The Party greats over there are inevitably praised for the same dry, impersonal achievements and abilities: “loyalty to the Leninist principles of the Party”, “an untiring fighter for peace and communism”, “an ardent patriot”; has fulfilled such and such tasks, was given this and that distinction — and not “but above all a good person! father …” No anecdote or the like satisfies a servile democratic need for “human closeness” to the powerful. The funeral oration for Andropov made do with the same labels as the presentation of his successor Chernenko — why not? They are the only important qualities for the office they held. The Party’s laudations for its greats almost seem intended to defend them against being considered character masks of a social necessity all the way into their private lives.

The end of a politician’s career in the “East bloc” has just as little entertainment value.
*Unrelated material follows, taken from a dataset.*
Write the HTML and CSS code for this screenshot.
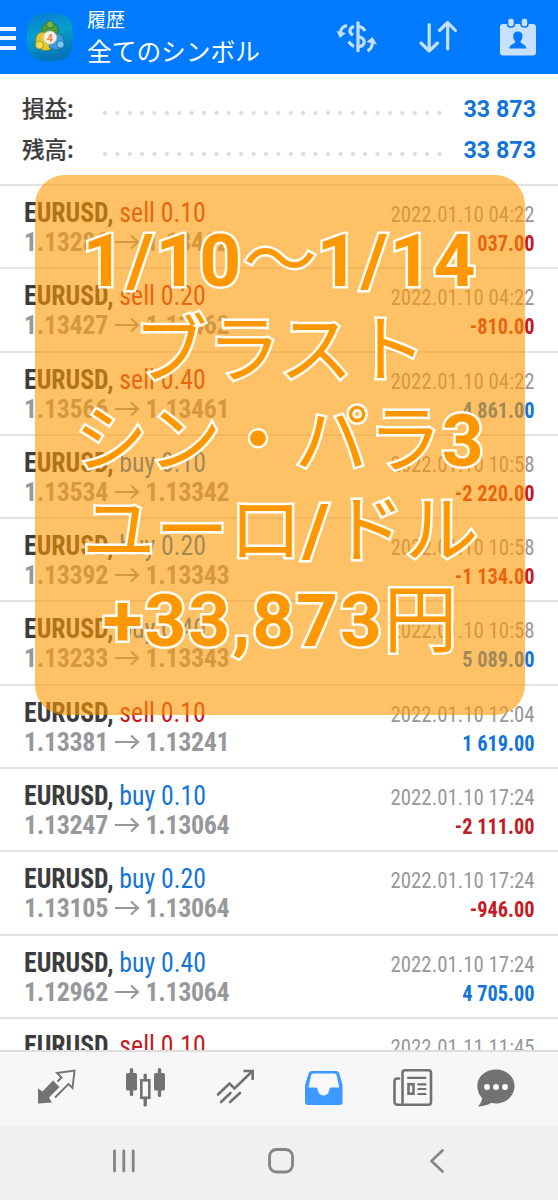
FILE: index.html
```html
<!DOCTYPE html>
<html lang="ja">
<head>
    <meta charset="UTF-8">
    <meta name="viewport" content="width=device-width, initial-scale=1.0">
    <title>履歴 - 全てのシンボル</title>
    <link rel="stylesheet" href="styles.css">
</head>
<body>
    <div class="phone">
        <header class="topbar">
            <div class="menu-button"><span></span><span></span><span></span></div>
            <svg class="app-icon" width="48" height="50" viewBox="0 0 48 50">
                <defs>
                    <linearGradient id="icon-bg" x1="0" y1="0" x2="0.25" y2="1">
                        <stop offset="0" stop-color="#0879d4"/>
                        <stop offset="0.5" stop-color="#06a0cc"/>
                        <stop offset="1" stop-color="#0774b8"/>
                    </linearGradient>
                </defs>
                <path d="M24 1C42 1 47 6 47 25S42 49 24 49S1 44 1 25S6 1 24 1Z" fill="url(#icon-bg)"/>
                <path d="M17 25C13 16 18 10 24 10.500S35 16 31 25Z" fill="#4b9a3c" stroke="#2c6b2c" stroke-width=".7"/>
                <path d="M22 22C14 17 9 23 10 31L16 38C23 39.500 26 37 27 33Z" fill="#e5c62f" stroke="#8d8a22" stroke-width=".7"/>
                <path d="M27 22C36 19 39 28 38 33C34 40 27 38 23 35Z" fill="#3f9ad8" stroke="#1d5f9a" stroke-width=".7"/>
                <circle cx="24" cy="12.500" r="3.600" fill="#73b54c" stroke="#2c6b2c" stroke-width=".7"/>
                <circle cx="13.500" cy="33" r="4" fill="#f4dc4d" stroke="#8d8a22" stroke-width=".7"/>
                <circle cx="34.500" cy="32.500" r="3.600" fill="#78c9f2" stroke="#1d5f9a" stroke-width=".7"/>
                <circle cx="24" cy="25.500" r="6.500" fill="#f6f1ea" stroke="#c9d0c4" stroke-width=".8"/>
                <text x="24" y="29.500" class="icon-digit">4</text>
            </svg>
            <div class="titles">
                <div class="title-small">履歴</div>
                <div class="title-big">全てのシンボル</div>
            </div>
            <div class="actions">
                <svg width="42" height="34" viewBox="0 0 42 34" fill="none" stroke="#c4e0ff" stroke-width="3.200">
                    <path d="M22 1.500V32"/>
                    <path d="M29 11C27.500 8 25 6.500 22 6.500M18 6.500C13 8 12.500 12.500 17 15.200M22 16.500C30 18 30.500 25.500 22 27M18 26.500C15.500 25.500 14 23.500 12.500 21.500"/>
                    <path d="M11 5.500C6.500 6.500 5 9 4.500 12"/>
                    <path d="M.5 11L10 13L4 18Z" fill="#c4e0ff" stroke="none"/>
                    <path d="M31.500 31C35 29 36.500 26 36.500 22"/>
                    <path d="M30.500 22L36.500 17L41 24.500Z" fill="#c4e0ff" stroke="none"/>
                </svg>
                <svg width="38" height="34" viewBox="0 0 38 34" fill="none" stroke="#c4e0ff" stroke-width="3.200" stroke-linecap="round" stroke-linejoin="round">
                    <path d="M10.200 4.500V31M2 23L10.200 31L18.500 23"/>
                    <path d="M28.700 29V2.500M20.500 10.500L28.700 2.500L36.400 10.500"/>
                </svg>
                <svg width="36" height="38" viewBox="0 0 36 38">
                    <rect x="0" y="6" width="36" height="31.500" rx="3" fill="#c9e1ff"/>
                    <rect x="7.500" y="0" width="7" height="9" rx="3" fill="#c9e1ff" stroke="#007aff" stroke-width="1.500"/>
                    <rect x="21" y="0" width="7" height="9" rx="3" fill="#c9e1ff" stroke="#007aff" stroke-width="1.500"/>
                    <path d="M17.800 13.500C21 13.500 22.700 15.500 22.500 18.500C22.300 21 21 22.500 20.500 23.500C20.500 26.500 26 25.500 26.300 30.500H9.300C9.600 25.500 15.300 26.500 15.300 23.500C14.500 22.500 13.400 21 13.200 18.500C13 15.500 14.700 13.500 17.800 13.500Z" fill="#007aff"/>
                </svg>
            </div>
        </header>

        <section class="summary">
            <div class="summary-row">
                <span class="summary-label">損益:</span>
                <span class="dots"></span>
                <span class="summary-value">33 873</span>
            </div>
            <div class="summary-row">
                <span class="summary-label">残高:</span>
                <span class="dots"></span>
                <span class="summary-value">33 873</span>
            </div>
        </section>

        <!-- trades -->
        <ul class="trades" id="trades"></ul>

        <nav class="tabs">
            <svg width="40" height="40" viewBox="0 0 40 40">
                <path d="M1 35.500V20.500L5.500 23.500L16 12.500L22.500 19L12 29.500L15 34.500Z" fill="#727272"/>
                <path d="M20.500 13.500L24.500 9.500L20 5L37.500 2.500L35.500 20L31.500 16L18 29.500" fill="none" stroke="#727272" stroke-width="1.900"/>
            </svg>
            <svg width="40" height="40" viewBox="0 0 40 40" fill="#727272">
                <rect x="1" y="5" width="11" height="17.500" rx="1.500"/>
                <rect x="4.800" y="0" width="3.400" height="28" rx="1.500"/>
                <rect x="29" y="5" width="11" height="17.500" rx="1.500"/>
                <rect x="32.800" y="0" width="3.400" height="29" rx="1.500"/>
                <rect x="18.500" y="5.500" width="3.400" height="7" rx="1.500"/>
                <rect x="18.500" y="28" width="3.400" height="10.500" rx="1.500"/>
                <rect x="16.300" y="12.300" width="8" height="17.500" fill="#f7f7f7" stroke="#727272" stroke-width="2.600"/>
            </svg>
            <svg width="40" height="40" viewBox="0 0 40 40" fill="none" stroke="#727272" stroke-width="2.600" stroke-linecap="round">
                <path d="M2 26.500L13.500 15.500L18.500 20.500L36 3.500"/>
                <path d="M27.500 3H36.700V12" stroke-linecap="butt"/>
                <path d="M5 34L14.500 25M14 34L24 25"/>
            </svg>
            <svg width="40" height="40" viewBox="0 0 40 40">
                <path d="M8 3H32Q34.500 3 35.200 5L38.500 17V34Q38.500 37 35.500 37H4Q1 37 1 34V17L4.800 5Q5.500 3 8 3Z" fill="#3d99ff"/>
                <path d="M9.500 5.500H30.500Q32 5.500 32.500 7L35.300 19.500H27.500Q25.500 19.500 25.500 21Q24.500 27.500 19.600 27.500T13.500 21Q13.500 19.500 12 19.500H4.500L7.200 7Q7.600 5.500 9.500 5.500Z" fill="#f8f8f8"/>
            </svg>
            <svg width="40" height="40" viewBox="0 0 40 40" fill="none" stroke="#727272" stroke-width="2.600">
                <path d="M9.500 34.500V5Q9.500 2.300 12 2.300H35.500Q38 2.300 38 5V34Q38 36.700 35.500 36.700H4.500Q1.500 36.700 1.500 33.500V13Q1.500 10.500 4.500 10.500H6" stroke-linecap="round"/>
                <path d="M15 9.800H32.500M25.300 16.300H32.500M25.300 21H32.500M25.300 26H32.500" stroke-linecap="round" stroke-width="2.200"/>
                <rect x="15.500" y="16.200" width="5" height="9.500"/>
            </svg>
            <svg width="40" height="40" viewBox="0 0 40 40">
                <path d="M20 1.500C30.500 1.500 38.500 8.500 38.500 18S30.500 35.500 20 35.500Q17.500 35.500 15.500 34.800Q9 38.500 1.800 38.700Q6 34.500 6 30Q1.300 25 1.300 18C1.300 8.500 9.500 1.500 20 1.500Z" fill="#727272"/>
                <g fill="#fff"><circle cx="11" cy="19" r="2.900"/><circle cx="20" cy="19" r="2.900"/><circle cx="29" cy="19" r="2.900"/></g>
            </svg>
        </nav>

        <footer class="system-nav">
            <svg width="24" height="26" viewBox="0 0 24 26" stroke="#858585" stroke-width="2.800" stroke-linecap="round">
                <path d="M2.500 3V23M11.800 3V23M21.200 3V23"/>
            </svg>
            <svg class="home" width="26" height="26" viewBox="0 0 26 26" fill="none" stroke="#858585" stroke-width="2.800">
                <rect x="1.500" y="1.500" width="23" height="22.500" rx="7"/>
            </svg>
            <svg width="16" height="26" viewBox="0 0 16 26" fill="none" stroke="#858585" stroke-width="2.600" stroke-linecap="round" stroke-linejoin="round">
                <path d="M13.500 2.500L2.500 13L13.500 23.500"/>
            </svg>
        </footer>

        <!-- caption over the list -->
        <div class="caption">
            <p><b>1/10</b>〜<b>1/14</b></p>
            <p>ブラスト</p>
            <p>シン・パラ<b>3</b></p>
            <p>ユーロ<b>/</b>ドル</p>
            <p><b>+33,873</b>円</p>
        </div>
    </div>

    <script>
        const trades = [
            ['sell', '0.10', '1.13286', '1.13462', '2022.01.10 04:22', '-1 037.00'],
            ['sell', '0.20', '1.13427', '1.13462', '2022.01.10 04:22', '-810.00'],
            ['sell', '0.40', '1.13566', '1.13461', '2022.01.10 04:22', '4 861.00'],
            ['buy', '0.10', '1.13534', '1.13342', '2022.01.10 10:58', '-2 220.00'],
            ['buy', '0.20', '1.13392', '1.13343', '2022.01.10 10:58', '-1 134.00'],
            ['buy', '0.40', '1.13233', '1.13343', '2022.01.10 10:58', '5 089.00'],
            ['sell', '0.10', '1.13381', '1.13241', '2022.01.10 12:04', '1 619.00'],
            ['buy', '0.10', '1.13247', '1.13064', '2022.01.10 17:24', '-2 111.00'],
            ['buy', '0.20', '1.13105', '1.13064', '2022.01.10 17:24', '-946.00'],
            ['buy', '0.40', '1.12962', '1.13064', '2022.01.10 17:24', '4 705.00'],
            ['sell', '0.10', '', '', '2022.01.11 11:45', '']
        ];

        const arrow = '<svg class="arrow" width="25" height="16" viewBox="0 0 25 16"><path d="M0 8H23M16 1.500L23 8L16 14.500"/></svg>';

        document.getElementById('trades').innerHTML = trades.map(([side, lot, open, close, time, profit]) => `
            <li class="trade">
                <div class="trade-left">
                    <div class="symbol"><b>EURUSD,</b> <span class="${side}">${side} ${lot}</span></div>
                    <div class="prices">${open ? `<span>${open}</span>${arrow}<span>${close}</span>` : ''}</div>
                </div>
                <div class="trade-right">
                    <div class="time">${time}</div>
                    <div class="profit ${profit.startsWith('-') ? 'loss' : 'gain'}">${profit}</div>
                </div>
            </li>`).join('');
    </script>
</body>
</html>
```
FILE: styles.css
```css
* {
    box-sizing: border-box;
}
body {
    margin: 0;
    font-family: Roboto, "Noto Sans CJK JP", sans-serif;
    background-color: #fff;
    color: #3c3c3e;
}
.phone {
    position: relative;
    display: flex;
    flex-direction: column;
    width: 558px;
    height: 1200px;
    overflow: hidden;
}

/* top bar */
.topbar {
    display: flex;
    align-items: center;
    flex: 0 0 74px;
    background-color: #007aff;
    color: #fff;
}
.menu-button {
    display: flex;
    flex-direction: column;
    gap: 5.500px;
    width: 16px;
    margin-top: 2px;
}
.menu-button span {
    height: 4px;
    background-color: #eef7ff;
}
.app-icon {
    margin-left: 10px;
}
.icon-digit {
    font: bold 11px Roboto, sans-serif;
    fill: #f08a3c;
    text-anchor: middle;
}
.titles {
    margin-left: 13px;
    padding-top: 2px;
    font-family: "Noto Sans CJK JP", sans-serif;
}
.title-small {
    font-size: 19px;
    line-height: 24px;
}
.title-big {
    font-size: 24.700px;
    line-height: 39px;
    white-space: nowrap;
}
.actions {
    display: flex;
    align-items: center;
    margin-left: auto;
    margin-right: 22px;
    gap: 43px;
}
.actions svg:first-child {
    margin-right: -2px;
}

/* totals */
.summary {
    flex: 0 0 110px;
    padding: 14px 22px 0;
}
.summary-row {
    display: flex;
    align-items: center;
    height: 41px;
}
.summary-label {
    width: 79px;
    margin-top: -4px;
    font: 500 22.500px "Noto Sans CJK JP", sans-serif;
    -webkit-text-stroke: 0.2px #3c3c3e;
}
.dots {
    width: 347px;
    height: 4px;
    margin-top: 8px;
    background: radial-gradient(circle at 4px 2px, #dcdcde 1.700px, transparent 2.300px) 0 0 / 12.400px 4px repeat-x;
}
.summary-value {
    margin-left: auto;
    font-size: 23.300px;
    font-weight: bold;
    color: #1274d9;
}

/* trade list */
.trades {
    flex: 1;
    margin: 0;
    padding: 0;
    overflow: hidden;
    list-style: none;
    font-stretch: 75%;
}
.trade {
    display: flex;
    justify-content: space-between;
    height: 83.300px;
    padding: 12px 23.500px 0 24px;
    border-top: 2px solid #e3e3e5;
    white-space: nowrap;
}
.symbol {
    font-size: 27px;
    line-height: 30px;
    transform: scaleX(0.953);
    transform-origin: left;
}
.prices {
    display: flex;
    align-items: center;
    font-size: 26px;
    line-height: 28px;
    letter-spacing: -0.350px;
    font-weight: bold;
    color: #97989b;
}
.arrow {
    margin: 0 5.500px 0 7px;
    fill: none;
    stroke: #97989b;
    stroke-width: 2.200;
}
.trade-right {
    text-align: right;
}
.time, .profit {
    font-size: 22.500px;
    transform-origin: right;
}
.time {
    line-height: 33px;
    color: #97989b;
    transform: scaleX(0.926);
}
.profit {
    line-height: 24px;
    font-weight: bold;
    transform: scaleX(0.905);
}
.sell, .loss {
    color: #c41a23;
}
.buy, .gain {
    color: #1274d9;
}

/* bottom bars */
.tabs {
    display: grid;
    grid-template-columns: 88px 90.500px 88.500px 89px 83px 40px;
    align-items: center;
    flex: 0 0 76px;
    padding: 0 0 2px 37px;
    background-color: #f7f7f7;
    border-top: 2px solid #dededf;
}
.system-nav {
    display: flex;
    align-items: center;
    justify-content: space-between;
    flex: 0 0 74px;
    padding: 0 113px 4px 112px;
    background-color: #f0f0f0;
}
.home {
    margin-right: 4px;
}

/* caption */
.caption {
    position: absolute;
    left: 35px;
    top: 175px;
    width: 490px;
    height: 540px;
    padding-top: 41px;
    border-radius: 30px;
    background-color: rgba(255, 152, 0, 0.6);
    color: #ff9800;
    font-size: 73.500px;
    line-height: 90px;
    text-align: center;
    white-space: nowrap;
    -webkit-text-stroke: 5px #fffdf6;
    paint-order: stroke fill;
}
.caption p {
    height: 90px;
    margin: 0;
}
.caption b {
    font-size: 73px;
    letter-spacing: 2px;
}
```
The mistakes registered are noticeable bungles in the “rapid development of socialism” to “ever higher achievements” — from a failure in organizing the harvest to poor planning of the “planned erection of an industrial combine” — and the people who register them are the Party and the bodies of employees in charge of economic and industrial control. If such bungles accumulate, a catastrophic harvest, for example, that cannot be attributed to the weather, this may very well cost a leading person, even a CC secretary, his or her post. And ministers do not merely vacate their offices but may lose their heads when they are convicted of large-scale corruption.
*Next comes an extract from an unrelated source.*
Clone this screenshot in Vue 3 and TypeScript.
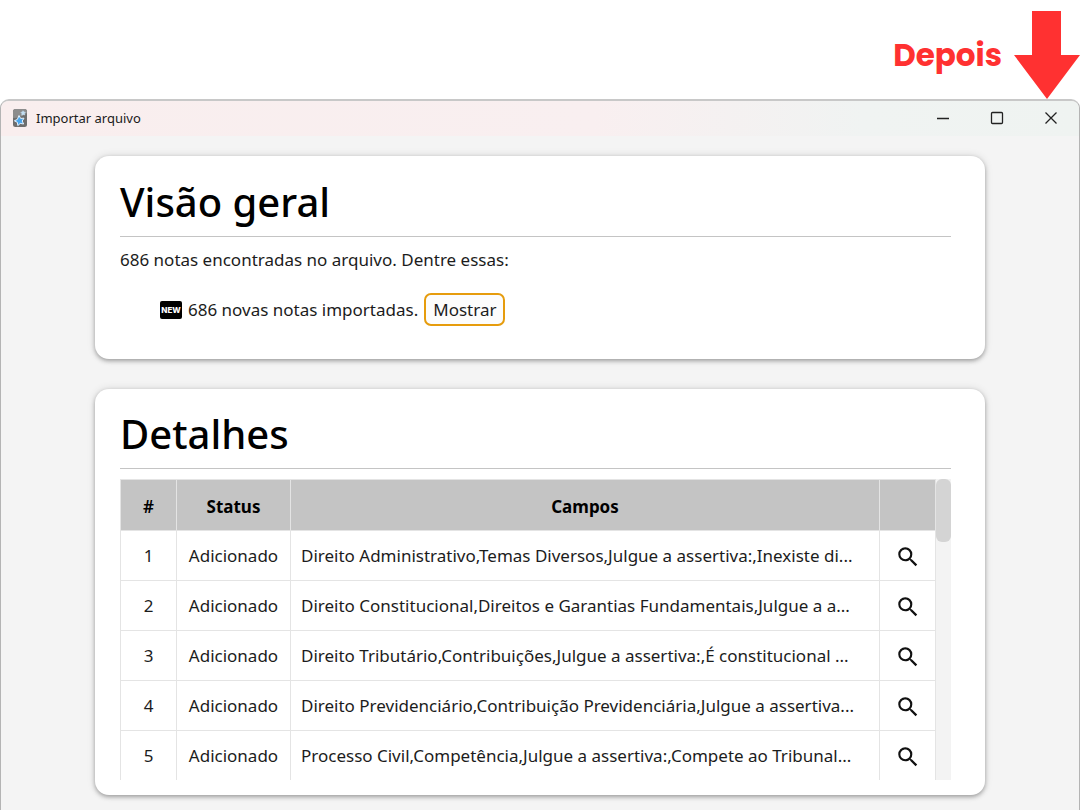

Thus, Soviet voters cannot flatter themselves that they have chased an unpopular leader out of office with their ballots; they do not have this human right. But is that any loss? Is life really only worth living if there is competition between parties, which are familiar with “mistakes,” if at all, only when it comes to showing off one’s morality, sympathy for the citizens and “strong leadership,” making such features the crucial issue for voters? Is that the worst kind of oppression when no judgment of taste on politicians’ achievements in hypocrisy — or its virtue, credibility — is asked for and treated as a means for coalition intrigues?